2021–22 Hallyburton Johnstone Shield
- Dates: 30 October 2021 – 27 February 2022
- Administrator: New Zealand Cricket
- Cricket format: 50 over
- Tournament format(s): Round robin and final
- Champions: Otago Sparks (3rd title)
- Participants: 6
- Matches: 31
- Most runs: Kate Ebrahim (451)
- Most wickets: Nensi Patel (18)

= 2021–22 Hallyburton Johnstone Shield =

The 2021–22 Hallyburton Johnstone Shield was a 50-over women's cricket competition, the fifth season with the name Hallyburton Johnstone Shield, that took place in New Zealand. It ran from October 2021 to February 2022, with 6 provincial teams taking part. Canterbury Magicians were the defending champions. Wellington Blaze topped the group to qualify for the final, with Otago Sparks qualifying in second. Otago went on to win the competition, beating Wellington by 138 runs in the final.
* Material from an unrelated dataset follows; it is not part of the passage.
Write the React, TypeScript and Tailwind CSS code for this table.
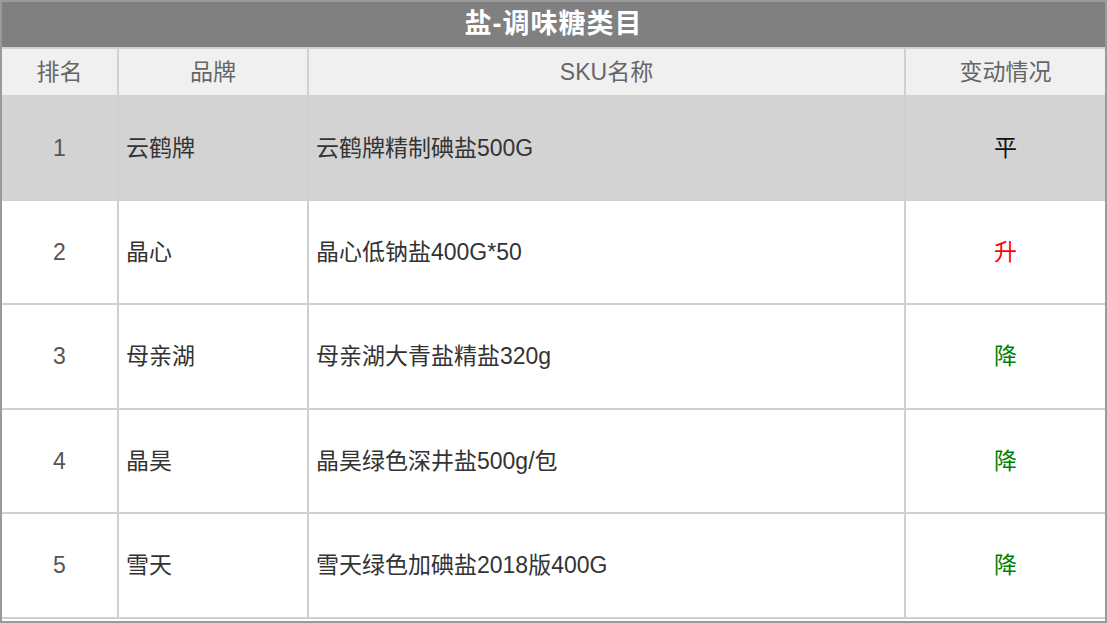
import React from 'react';

interface RankRow {
  rank: number;
  brand: string;
  sku: string;
  change: '平' | '升' | '降';
}

const rows: RankRow[] = [
  { rank: 1, brand: '云鹤牌', sku: '云鹤牌精制碘盐500G', change: '平' },
  { rank: 2, brand: '晶心', sku: '晶心低钠盐400G*50', change: '升' },
  { rank: 3, brand: '母亲湖', sku: '母亲湖大青盐精盐320g', change: '降' },
  { rank: 4, brand: '晶昊', sku: '晶昊绿色深井盐500g/包', change: '降' },
  { rank: 5, brand: '雪天', sku: '雪天绿色加碘盐2018版400G', change: '降' },
];

const changeColor = (c: string) => {
  if (c === '升') return 'text-[#ff0000]';
  if (c === '降') return 'text-[#008000]';
  return 'text-[#111111]';
};

const App: React.FC = () => {
  return (
    <div
      className="w-[1107px] h-[623px] bg-white border-2 border-[#9a9a9a] overflow-hidden"
      style={{ fontFamily: '"Liberation Sans", Tahoma, "Noto Sans CJK SC", sans-serif' }}
    >
      {/* Title */}
      <div className="h-[45px] bg-[#808080] flex items-center justify-center text-white font-bold text-[27px] tracking-[1px]">
        盐-调味糖类目
      </div>

      <table className="w-full border-collapse table-fixed">
        <colgroup>
          <col className="w-[116px]" />
          <col className="w-[190px]" />
          <col className="w-[597px]" />
          <col />
        </colgroup>
        <thead>
          <tr className="h-[48px] bg-[#f0f0f0] text-[#666666] text-[23px]">
            <th className="border-2 border-l-0 border-[#d0d0d0] font-normal">排名</th>
            <th className="border-2 border-[#d0d0d0] font-normal">品牌</th>
            <th className="border-2 border-[#d0d0d0] font-normal">SKU名称</th>
            <th className="border-2 border-r-0 border-[#d0d0d0] font-normal">变动情况</th>
          </tr>
        </thead>
        <tbody>
          {rows.map((row, i) => (
            <tr
              key={row.rank}
              className={`text-[23px] text-[#333333] ${i === 0 ? 'bg-[#d3d3d3]' : 'bg-white'} ${
                i === 2 || i === 4 ? 'h-[105px]' : 'h-[104px]'
              }`}
            >
              <td className="border-2 border-l-0 border-[#d0d0d0] text-center text-[#555555]">{row.rank}</td>
              <td className="border-2 border-[#d0d0d0] pl-[7px]">{row.brand}</td>
              <td className="border-2 border-[#d0d0d0] pl-[7px]">{row.sku}</td>
              <td className={`border-2 border-r-0 border-[#d0d0d0] text-center ${changeColor(row.change)}`}>
                {row.change}
              </td>
            </tr>
          ))}
        </tbody>
      </table>
    </div>
  );
};

export default App;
Otago's Kate Ebrahim was the leading run-scorer while Northern Districts' Nensi Patel took the most wickets in the tournament.

The tournament ran alongside the 2021–22 Super Smash.

== Competition format ==
Teams played in a double round-robin in a group of six, therefore playing 10 matches overall. Matches were played using a one day format with 50 overs per side. The top two in the group advanced to the final.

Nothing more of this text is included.